In a real world Java application, each 64 byte node would probably contain several pointers to other pieces of data as well. A tasty pointer soup, if you will.
The more memory each element uses, the more likely it becomes that a complete data set that is currently used by the CPU to do computations can't fit into L1 or L2 cache.
Each time the size of the data set is larger than L1 cache the CPU hits a latency cliff, where it needs to ask L2 cache for more data. When the data set is larger than L2 another latency penalty is experienced by the program.
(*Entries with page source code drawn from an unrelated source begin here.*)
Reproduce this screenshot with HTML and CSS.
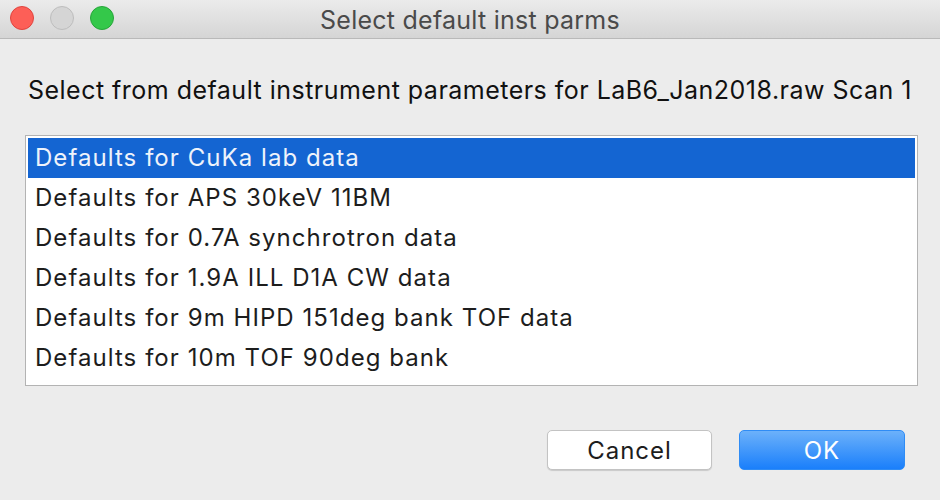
FILE: index.html
```html
<!DOCTYPE html>
<html>
<head>
<meta charset="utf-8">
<link rel="stylesheet" href="styles.css">
</head>
<body>
<div class="window">
  <div class="titlebar">
    <div class="lights">
      <span class="light red"></span>
      <span class="light gray"></span>
      <span class="light green"></span>
    </div>
    <div class="title">Select default inst parms</div>
  </div>
  <div class="content">
    <div class="prompt">Select from default instrument parameters for LaB6_Jan2018.raw Scan 1</div>
    <div class="listbox">
      <div class="row selected">Defaults for CuKa lab data</div>
      <div class="row">Defaults for APS 30keV 11BM</div>
      <div class="row">Defaults for 0.7A synchrotron data</div>
      <div class="row">Defaults for 1.9A ILL D1A CW data</div>
      <div class="row">Defaults for 9m HIPD 151deg bank TOF data</div>
      <div class="row">Defaults for 10m TOF 90deg bank</div>
    </div>
    <div class="buttons">
      <button class="btn cancel">Cancel</button>
      <button class="btn ok">OK</button>
    </div>
  </div>
</div>
</body>
</html>
```

FILE: styles.css
```css
html, body {
  margin: 0;
  padding: 0;
  background: #ececec;
}
body {
  font-family: Inter, "Liberation Sans", sans-serif;
  width: 940px;
  height: 500px;
  overflow: hidden;
}
.window {
  width: 940px;
  height: 500px;
  background: #ececec;
}
.titlebar {
  height: 38px;
  border-bottom: 1px solid #b9b9b9;
  background: linear-gradient(#ebebeb, #d5d5d5);
  position: relative;
  display: flex;
  align-items: center;
  justify-content: center;
}
.lights {
  position: absolute;
  left: 10px;
  top: 6px;
  display: flex;
  gap: 16px;
}
.light {
  width: 24px;
  height: 24px;
  border-radius: 50%;
  box-sizing: border-box;
}
.light.red { background: #fd5f57; border: 1px solid #e0443e; }
.light.gray { background: #d5d5d5; border: 1px solid #bdbdbd; }
.light.green { background: #34c84a; border: 1px solid #27a53a; }
.title {
  font-size: 25px;
  letter-spacing: 0.25px;
  color: #4a4a4a;
  padding-top: 1px;
}
.content {
  padding: 0 22px 0 25px;
}
.prompt {
  font-size: 25px;
  letter-spacing: 0.48px;
  color: #111;
  margin-top: 38px;
  margin-left: 3px;
  height: 26px;
  line-height: 26px;
  white-space: nowrap;
}
.listbox {
  margin-top: 32px;
  height: 251px;
  box-sizing: border-box;
  border: 1px solid #b3b3b3;
  background: #fff;
  padding: 2px 2px 0 2px;
}
.row {
  height: 40px;
  line-height: 40px;
  font-size: 24px;
  letter-spacing: 1.05px;
  color: #1d1d1d;
  padding-left: 7px;
  white-space: nowrap;
}
.row.selected {
  background: #1465d2;
  color: #eef3fb;
}
.buttons {
  display: flex;
  justify-content: flex-end;
  gap: 27px;
  margin-top: 44px;
  padding-right: 13px;
}
.btn {
  font-family: Inter, "Liberation Sans", sans-serif;
  font-size: 24px;
  letter-spacing: 1px;
  height: 40px;
  border-radius: 5px;
  box-sizing: border-box;
  padding: 0;
}
.cancel {
  width: 165px;
  background: #fff;
  border: 1px solid #c3c3c3;
  color: #1d1d1d;
  box-shadow: 0 1px 1px rgba(0,0,0,0.15);
}
.ok {
  width: 166px;
  background: linear-gradient(#6cb1fa, #1a7ffb);
  border: 1px solid #2f8cf5;
  color: #fff;
}
```
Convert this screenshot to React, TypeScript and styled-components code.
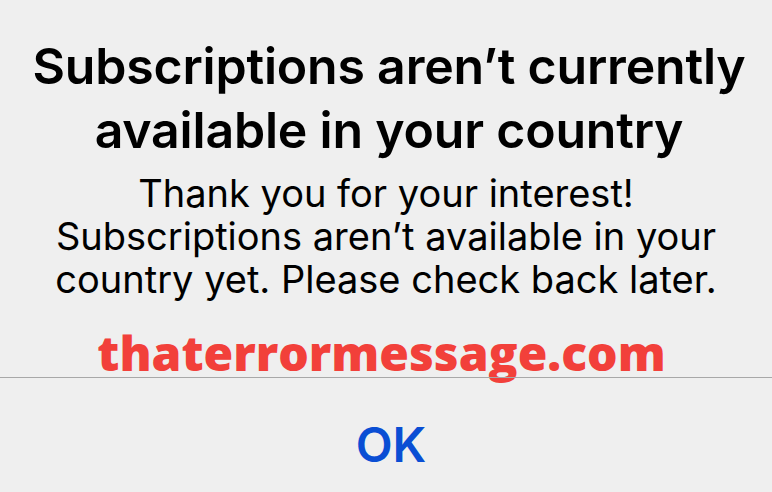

First a 3x latency penalty for data sets larger than L1, then a 12x latency penalty for data sets larger than L2, and so on. And in the ultimate worst case, penalties for memory being paged in and out of SSD storage.
Calculating 1 + 1 is finally in reach. Or maybe something a bit more complicated, too.
It's not all bad.
What are the available mitigations, for a software developer like you? First of all you need to start using languages with larger amount of control of data layout. Languages that give you the opportunity to choose if data is behind a pointer allocation (heap) or not. Languages like Rust.
And what about Go? We put a pin in it, remember? Go occupies a strange niche: A GC language that's faster than its siblings. It's more modern, but not based on LLVM like Swift and Rust. It uses the Plan 9 toolchain, but more importantly Go has structs that can live on the stack, and mostly uses its GC for long-lived objects things are passed around between different parts of the program. And even then it may skip heap allocations by doing escape analysis.
Escape analysis is a compiler optimization technique that elides heap allocations if the compiler can prove that it can do the given task directly on the stack instead. Rust uses the LLVM compiler for optimizations, and LLVM can also do escape analysis.
Whew, I hoped any of that made sense.